## BEGIN Available data

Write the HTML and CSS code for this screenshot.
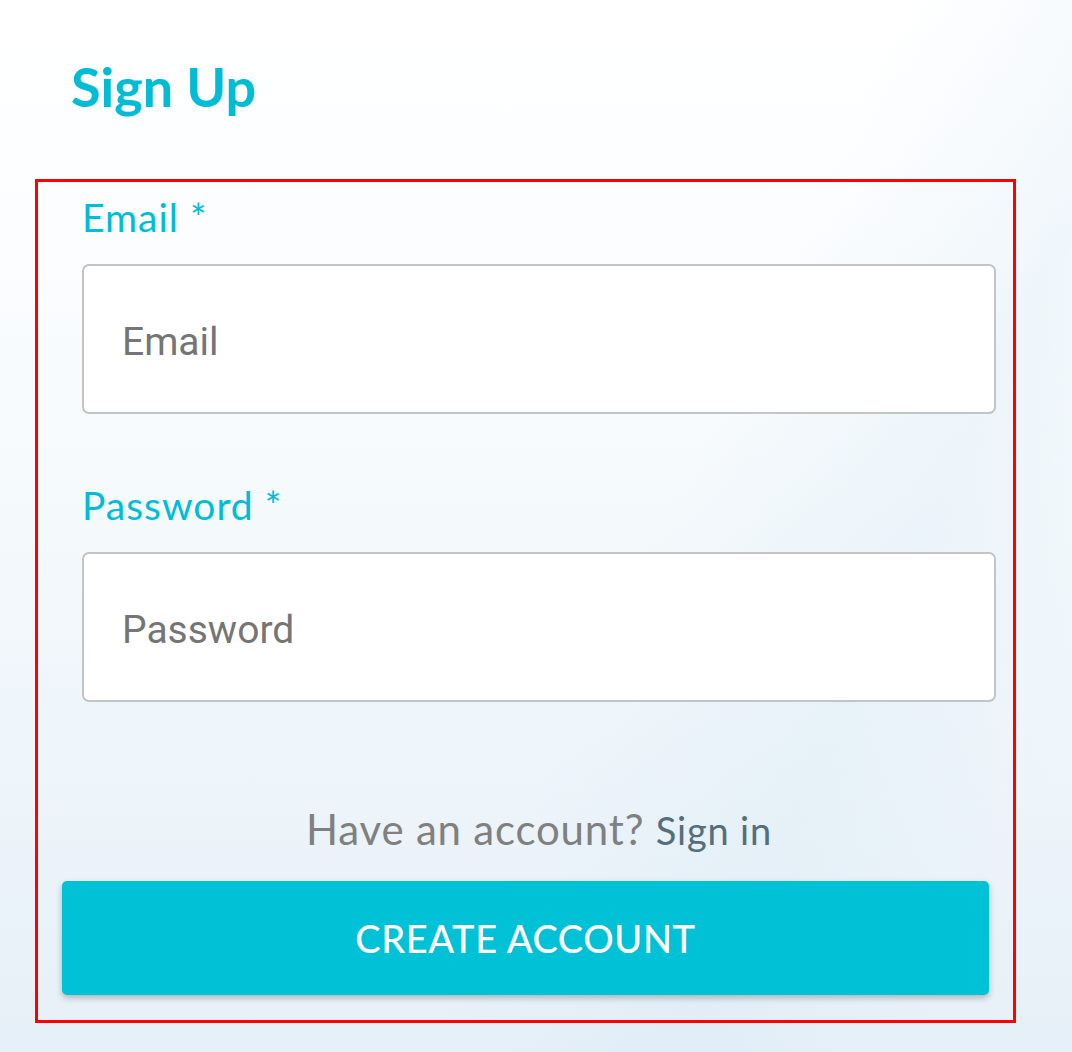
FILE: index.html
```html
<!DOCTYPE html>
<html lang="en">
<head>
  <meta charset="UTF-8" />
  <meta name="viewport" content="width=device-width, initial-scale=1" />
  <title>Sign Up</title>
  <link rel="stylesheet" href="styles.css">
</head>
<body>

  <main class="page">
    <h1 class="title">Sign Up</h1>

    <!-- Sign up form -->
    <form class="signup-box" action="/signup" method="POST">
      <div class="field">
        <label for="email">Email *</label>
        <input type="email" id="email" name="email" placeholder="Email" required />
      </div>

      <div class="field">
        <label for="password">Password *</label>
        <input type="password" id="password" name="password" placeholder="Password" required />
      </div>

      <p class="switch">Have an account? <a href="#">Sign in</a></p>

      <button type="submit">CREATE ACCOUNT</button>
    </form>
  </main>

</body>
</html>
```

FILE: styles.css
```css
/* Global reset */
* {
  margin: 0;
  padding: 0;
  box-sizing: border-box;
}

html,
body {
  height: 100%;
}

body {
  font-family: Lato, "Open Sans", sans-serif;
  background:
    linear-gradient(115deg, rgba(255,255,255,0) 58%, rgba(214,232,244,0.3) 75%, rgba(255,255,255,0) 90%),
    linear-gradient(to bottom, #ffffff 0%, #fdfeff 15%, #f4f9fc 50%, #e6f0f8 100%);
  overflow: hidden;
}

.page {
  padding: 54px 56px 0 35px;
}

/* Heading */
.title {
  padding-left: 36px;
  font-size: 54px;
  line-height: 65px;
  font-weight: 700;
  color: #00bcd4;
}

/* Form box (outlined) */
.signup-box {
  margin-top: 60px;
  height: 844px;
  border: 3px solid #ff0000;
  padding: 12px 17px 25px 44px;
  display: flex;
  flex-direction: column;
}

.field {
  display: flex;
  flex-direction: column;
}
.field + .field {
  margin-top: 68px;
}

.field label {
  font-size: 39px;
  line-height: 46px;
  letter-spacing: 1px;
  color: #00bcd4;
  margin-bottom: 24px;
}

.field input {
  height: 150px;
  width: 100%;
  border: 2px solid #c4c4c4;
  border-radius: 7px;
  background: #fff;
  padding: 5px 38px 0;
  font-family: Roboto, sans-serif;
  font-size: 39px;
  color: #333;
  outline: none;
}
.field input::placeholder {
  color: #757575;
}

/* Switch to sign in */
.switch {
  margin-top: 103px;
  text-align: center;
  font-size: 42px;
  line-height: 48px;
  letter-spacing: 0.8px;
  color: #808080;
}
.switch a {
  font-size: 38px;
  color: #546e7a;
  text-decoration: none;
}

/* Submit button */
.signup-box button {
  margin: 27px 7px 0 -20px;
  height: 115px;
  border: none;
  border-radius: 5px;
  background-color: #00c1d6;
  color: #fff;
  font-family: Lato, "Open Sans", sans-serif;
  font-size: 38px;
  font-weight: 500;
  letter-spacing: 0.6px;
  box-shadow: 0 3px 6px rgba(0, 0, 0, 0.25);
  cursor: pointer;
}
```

## END Available data

## [What is asked]
Repeat the material above word for word and skip every image in it.

## [Response to this task]
Write the HTML and CSS code for this screenshot.
FILE: index.html
```html
<!DOCTYPE html>
<html lang="en">
<head>
  <meta charset="UTF-8" />
  <meta name="viewport" content="width=device-width, initial-scale=1" />
  <title>Sign Up</title>
  <link rel="stylesheet" href="styles.css">
</head>
<body>

  <main class="page">
    <h1 class="title">Sign Up</h1>

    <!-- Sign up form -->
    <form class="signup-box" action="/signup" method="POST">
      <div class="field">
        <label for="email">Email *</label>
        <input type="email" id="email" name="email" placeholder="Email" required />
      </div>

      <div class="field">
        <label for="password">Password *</label>
        <input type="password" id="password" name="password" placeholder="Password" required />
      </div>

      <p class="switch">Have an account? <a href="#">Sign in</a></p>

      <button type="submit">CREATE ACCOUNT</button>
    </form>
  </main>

</body>
</html>
```

FILE: styles.css
```css
/* Global reset */
* {
  margin: 0;
  padding: 0;
  box-sizing: border-box;
}

html,
body {
  height: 100%;
}

body {
  font-family: Lato, "Open Sans", sans-serif;
  background:
    linear-gradient(115deg, rgba(255,255,255,0) 58%, rgba(214,232,244,0.3) 75%, rgba(255,255,255,0) 90%),
    linear-gradient(to bottom, #ffffff 0%, #fdfeff 15%, #f4f9fc 50%, #e6f0f8 100%);
  overflow: hidden;
}

.page {
  padding: 54px 56px 0 35px;
}

/* Heading */
.title {
  padding-left: 36px;
  font-size: 54px;
  line-height: 65px;
  font-weight: 700;
  color: #00bcd4;
}

/* Form box (outlined) */
.signup-box {
  margin-top: 60px;
  height: 844px;
  border: 3px solid #ff0000;
  padding: 12px 17px 25px 44px;
  display: flex;
  flex-direction: column;
}

.field {
  display: flex;
  flex-direction: column;
}
.field + .field {
  margin-top: 68px;
}

.field label {
  font-size: 39px;
  line-height: 46px;
  letter-spacing: 1px;
  color: #00bcd4;
  margin-bottom: 24px;
}

.field input {
  height: 150px;
  width: 100%;
  border: 2px solid #c4c4c4;
  border-radius: 7px;
  background: #fff;
  padding: 5px 38px 0;
  font-family: Roboto, sans-serif;
  font-size: 39px;
  color: #333;
  outline: none;
}
.field input::placeholder {
  color: #757575;
}

/* Switch to sign in */
.switch {
  margin-top: 103px;
  text-align: center;
  font-size: 42px;
  line-height: 48px;
  letter-spacing: 0.8px;
  color: #808080;
}
.switch a {
  font-size: 38px;
  color: #546e7a;
  text-decoration: none;
}

/* Submit button */
.signup-box button {
  margin: 27px 7px 0 -20px;
  height: 115px;
  border: none;
  border-radius: 5px;
  background-color: #00c1d6;
  color: #fff;
  font-family: Lato, "Open Sans", sans-serif;
  font-size: 38px;
  font-weight: 500;
  letter-spacing: 0.6px;
  box-shadow: 0 3px 6px rgba(0, 0, 0, 0.25);
  cursor: pointer;
}
```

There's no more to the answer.